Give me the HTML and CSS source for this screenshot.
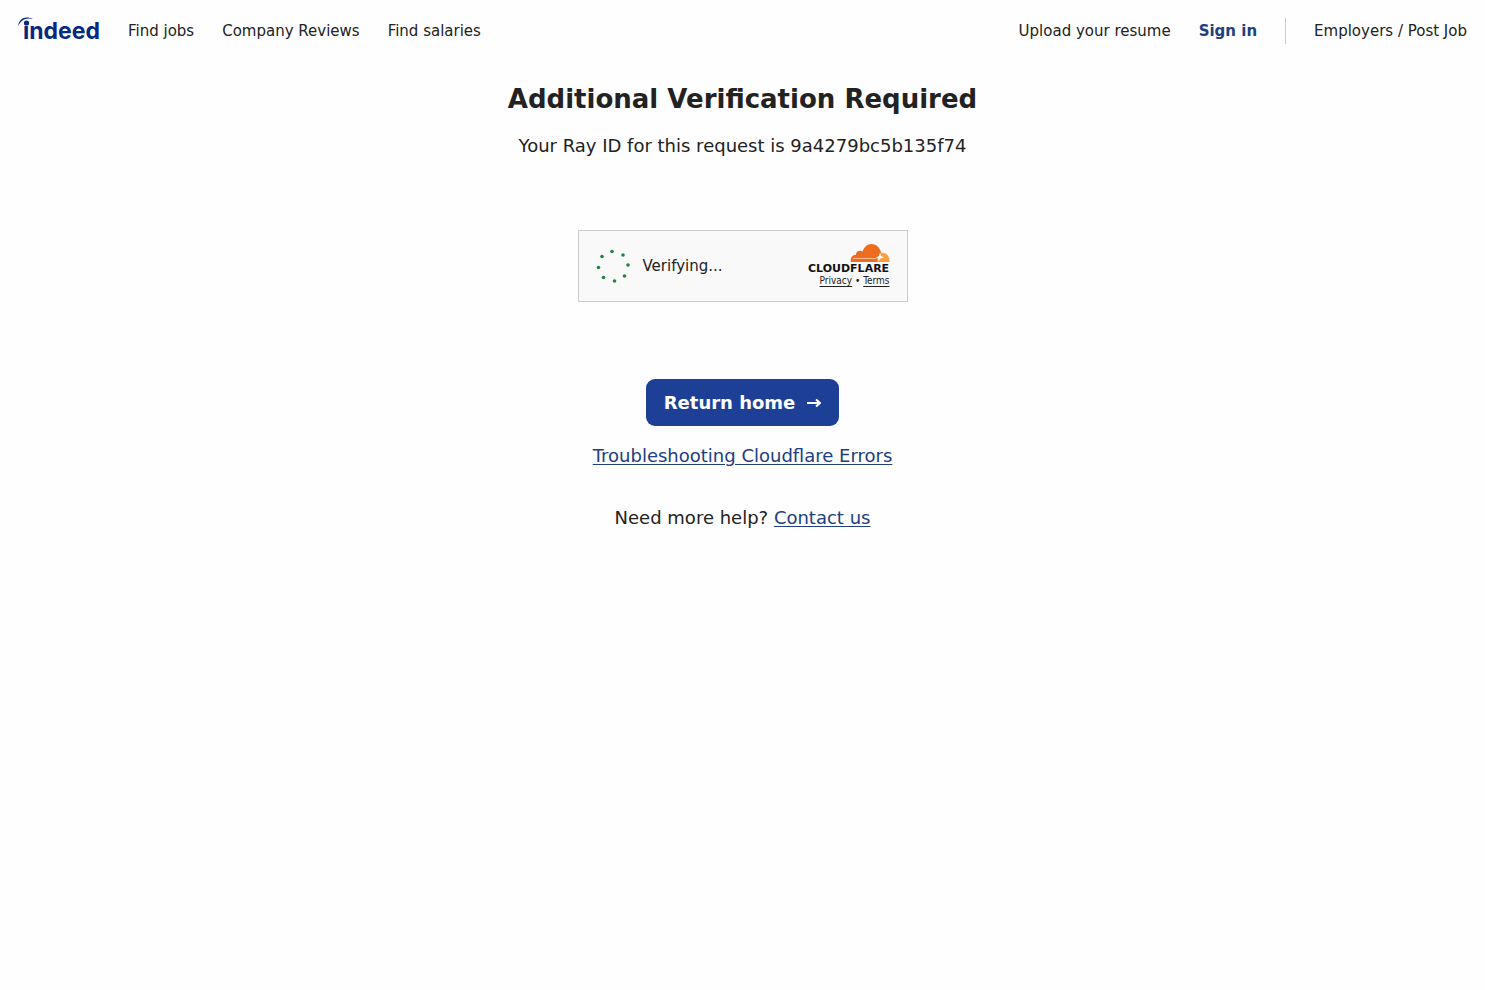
FILE: index.html
```
<!DOCTYPE html>
<html lang="en">
<head>
    <meta charset="UTF-8">
    <meta name="viewport" content="width=device-width, initial-scale=1.0">
    <title>Additional Verification Required</title>
    <link rel="stylesheet" href="styles.css">
</head>
<body>
    <header>
        <nav class="nav-left">
            <a class="logo" href="#" aria-label="Indeed home">
                <svg width="82" height="26" viewBox="0 0 82 26">
                    <path d="M0 8.500C1 0 8-2.500 15 1C8-1 2.500 2 0 8.500Z"/>
                    <text x="5" y="21">ındeed</text>
                    <circle cx="8.500" cy="5" r="2.600"/>
                </svg>
            </a>
            <a href="#">Find jobs</a>
            <a href="#">Company Reviews</a>
            <a href="#">Find salaries</a>
        </nav>
        <nav class="nav-right">
            <a href="#">Upload your resume</a>
            <a class="sign-in" href="#">Sign in</a>
            <a class="employers" href="#">Employers / Post Job</a>
        </nav>
    </header>

    <main>
        <h1>Additional Verification Required</h1>
        <p class="ray">Your Ray ID for this request is 9a4279bc5b135f74</p>

        <div class="widget">
            <svg class="spinner" width="34" height="34" viewBox="0 0 34 34">
                <circle cx="16" cy="2.500" r="1.800"/>
                <circle cx="27" cy="6" r="1.800"/>
                <circle cx="32" cy="16" r="1.800"/>
                <circle cx="28.500" cy="27" r="1.800"/>
                <circle cx="18.500" cy="32" r="1.800"/>
                <circle cx="7.500" cy="28.500" r="1.800"/>
                <circle cx="2.500" cy="18.500" r="1.800"/>
                <circle cx="6" cy="7.500" r="1.800"/>
            </svg>
            <span class="verifying">Verifying...</span>
            <div class="brand">
                <svg width="82" height="30" viewBox="0 0 82 30" role="img" aria-label="Cloudflare">
                    <path class="cloud" d="M43 18C42 14 44 11 48 11C47.500 7.500 51.500 5.500 54.500 7.500C56 3 59.500 0 63.500 0C68.500 0 72 4 73 8.500L70 18Z"/>
                    <path class="cloud-light" d="M72.500 9C77.500 8 82 11.500 81.500 18H68.500L70 14Z"/>
                    <path class="cloud-line" d="M45 14.500H67Q69 14.500 70 13.500"/>
                    <path class="spark" d="M68 13.500L71 12L72 8.500L73 12L76 13.500L72.500 14.500L70 17L70.500 14.500Z"/>
                    <text x="0" y="28">CLOUDFLARE</text>
                </svg>
                <div class="terms"><a href="#">Privacy</a> • <a href="#">Terms</a></div>
            </div>
        </div>

        <button class="return" type="button">Return home
            <svg width="14" height="12" viewBox="0 0 14 12"><path d="M0 6H13M9 2.500L13 6L9 9.500"/></svg>
        </button>
        <p><a href="#">Troubleshooting Cloudflare Errors</a></p>
        <p class="help">Need more help? <a href="#">Contact us</a></p>
    </main>
</body>
</html>
```
FILE: styles.css
```
body {
    margin: 0;
    background: #fefefe;
    color: #222;
    font-family: "DejaVu Sans", sans-serif;
    font-size: 18px;
    line-height: 26px;
}
header {
    display: flex;
    justify-content: space-between;
    padding: 18px;
    font-size: 15px;
}
nav {
    display: flex;
    align-items: center;
    gap: 28px;
}
nav a {
    color: #222;
    text-decoration: none;
}
.logo svg {
    display: block;
    fill: #06297f;
    overflow: visible;
}
.logo text {
    font: bold 23px Inter, sans-serif;
}
nav .sign-in {
    color: #204080;
    font-weight: bold;
}
.employers {
    border-left: 1px solid #ccc;
    padding-left: 28px;
}
main {
    display: flex;
    flex-direction: column;
    align-items: center;
    padding: 20px 18px;
    text-align: center;
}
h1 {
    margin: 0 0 17px;
    font-size: 26px;
    line-height: 34px;
}
p {
    margin: 0;
}
main a {
    color: #204080;
    text-underline-offset: 2px;
}
.widget {
    display: flex;
    align-items: center;
    box-sizing: border-box;
    width: 330px;
    height: 72px;
    margin: 71px 0 77px;
    padding: 0 17px;
    border: 1px solid #ccc;
    background: #f9f9f9;
}
.spinner {
    fill: #22823e;
}
.verifying {
    margin-left: 13px;
    font-size: 15px;
}
.brand {
    margin-left: auto;
}
.brand svg {
    display: block;
}
.brand text {
    font: bold 11px "DejaVu Sans", sans-serif;
    fill: #111;
}
.cloud {
    fill: #ee6c1e;
}
.cloud-light {
    fill: #f9a140;
}
.cloud-line {
    fill: none;
    stroke: #f9b78e;
}
.spark {
    fill: #fff;
}
.terms {
    font-family: "DejaVu Sans Condensed", "DejaVu Sans", sans-serif;
    font-size: 10px;
    line-height: 14px;
    text-align: right;
}
.terms a {
    color: #222;
}
.return {
    display: flex;
    align-items: center;
    gap: 12px;
    margin: 0 0 17px;
    padding: 10px 18px;
    border: 0;
    border-radius: 9px;
    background: #1d4096;
    color: #fff;
    font: bold 18px/27px "DejaVu Sans", sans-serif;
    cursor: pointer;
}
.return svg {
    fill: none;
    stroke: #fff;
    stroke-width: 2;
}
.help {
    margin-top: 36px;
}
```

### Short exercise
Copy out the data above exactly, except the pictures.

### Final answer
Give me the HTML and CSS source for this screenshot.
FILE: index.html
```
<!DOCTYPE html>
<html lang="en">
<head>
    <meta charset="UTF-8">
    <meta name="viewport" content="width=device-width, initial-scale=1.0">
    <title>Additional Verification Required</title>
    <link rel="stylesheet" href="styles.css">
</head>
<body>
    <header>
        <nav class="nav-left">
            <a class="logo" href="#" aria-label="Indeed home">
                <svg width="82" height="26" viewBox="0 0 82 26">
                    <path d="M0 8.500C1 0 8-2.500 15 1C8-1 2.500 2 0 8.500Z"/>
                    <text x="5" y="21">ındeed</text>
                    <circle cx="8.500" cy="5" r="2.600"/>
                </svg>
            </a>
            <a href="#">Find jobs</a>
            <a href="#">Company Reviews</a>
            <a href="#">Find salaries</a>
        </nav>
        <nav class="nav-right">
            <a href="#">Upload your resume</a>
            <a class="sign-in" href="#">Sign in</a>
            <a class="employers" href="#">Employers / Post Job</a>
        </nav>
    </header>

    <main>
        <h1>Additional Verification Required</h1>
        <p class="ray">Your Ray ID for this request is 9a4279bc5b135f74</p>

        <div class="widget">
            <svg class="spinner" width="34" height="34" viewBox="0 0 34 34">
                <circle cx="16" cy="2.500" r="1.800"/>
                <circle cx="27" cy="6" r="1.800"/>
                <circle cx="32" cy="16" r="1.800"/>
                <circle cx="28.500" cy="27" r="1.800"/>
                <circle cx="18.500" cy="32" r="1.800"/>
                <circle cx="7.500" cy="28.500" r="1.800"/>
                <circle cx="2.500" cy="18.500" r="1.800"/>
                <circle cx="6" cy="7.500" r="1.800"/>
            </svg>
            <span class="verifying">Verifying...</span>
            <div class="brand">
                <svg width="82" height="30" viewBox="0 0 82 30" role="img" aria-label="Cloudflare">
                    <path class="cloud" d="M43 18C42 14 44 11 48 11C47.500 7.500 51.500 5.500 54.500 7.500C56 3 59.500 0 63.500 0C68.500 0 72 4 73 8.500L70 18Z"/>
                    <path class="cloud-light" d="M72.500 9C77.500 8 82 11.500 81.500 18H68.500L70 14Z"/>
                    <path class="cloud-line" d="M45 14.500H67Q69 14.500 70 13.500"/>
                    <path class="spark" d="M68 13.500L71 12L72 8.500L73 12L76 13.500L72.500 14.500L70 17L70.500 14.500Z"/>
                    <text x="0" y="28">CLOUDFLARE</text>
                </svg>
                <div class="terms"><a href="#">Privacy</a> • <a href="#">Terms</a></div>
            </div>
        </div>

        <button class="return" type="button">Return home
            <svg width="14" height="12" viewBox="0 0 14 12"><path d="M0 6H13M9 2.500L13 6L9 9.500"/></svg>
        </button>
        <p><a href="#">Troubleshooting Cloudflare Errors</a></p>
        <p class="help">Need more help? <a href="#">Contact us</a></p>
    </main>
</body>
</html>
```
FILE: styles.css
```
body {
    margin: 0;
    background: #fefefe;
    color: #222;
    font-family: "DejaVu Sans", sans-serif;
    font-size: 18px;
    line-height: 26px;
}
header {
    display: flex;
    justify-content: space-between;
    padding: 18px;
    font-size: 15px;
}
nav {
    display: flex;
    align-items: center;
    gap: 28px;
}
nav a {
    color: #222;
    text-decoration: none;
}
.logo svg {
    display: block;
    fill: #06297f;
    overflow: visible;
}
.logo text {
    font: bold 23px Inter, sans-serif;
}
nav .sign-in {
    color: #204080;
    font-weight: bold;
}
.employers {
    border-left: 1px solid #ccc;
    padding-left: 28px;
}
main {
    display: flex;
    flex-direction: column;
    align-items: center;
    padding: 20px 18px;
    text-align: center;
}
h1 {
    margin: 0 0 17px;
    font-size: 26px;
    line-height: 34px;
}
p {
    margin: 0;
}
main a {
    color: #204080;
    text-underline-offset: 2px;
}
.widget {
    display: flex;
    align-items: center;
    box-sizing: border-box;
    width: 330px;
    height: 72px;
    margin: 71px 0 77px;
    padding: 0 17px;
    border: 1px solid #ccc;
    background: #f9f9f9;
}
.spinner {
    fill: #22823e;
}
.verifying {
    margin-left: 13px;
    font-size: 15px;
}
.brand {
    margin-left: auto;
}
.brand svg {
    display: block;
}
.brand text {
    font: bold 11px "DejaVu Sans", sans-serif;
    fill: #111;
}
.cloud {
    fill: #ee6c1e;
}
.cloud-light {
    fill: #f9a140;
}
.cloud-line {
    fill: none;
    stroke: #f9b78e;
}
.spark {
    fill: #fff;
}
.terms {
    font-family: "DejaVu Sans Condensed", "DejaVu Sans", sans-serif;
    font-size: 10px;
    line-height: 14px;
    text-align: right;
}
.terms a {
    color: #222;
}
.return {
    display: flex;
    align-items: center;
    gap: 12px;
    margin: 0 0 17px;
    padding: 10px 18px;
    border: 0;
    border-radius: 9px;
    background: #1d4096;
    color: #fff;
    font: bold 18px/27px "DejaVu Sans", sans-serif;
    cursor: pointer;
}
.return svg {
    fill: none;
    stroke: #fff;
    stroke-width: 2;
}
.help {
    margin-top: 36px;
}
```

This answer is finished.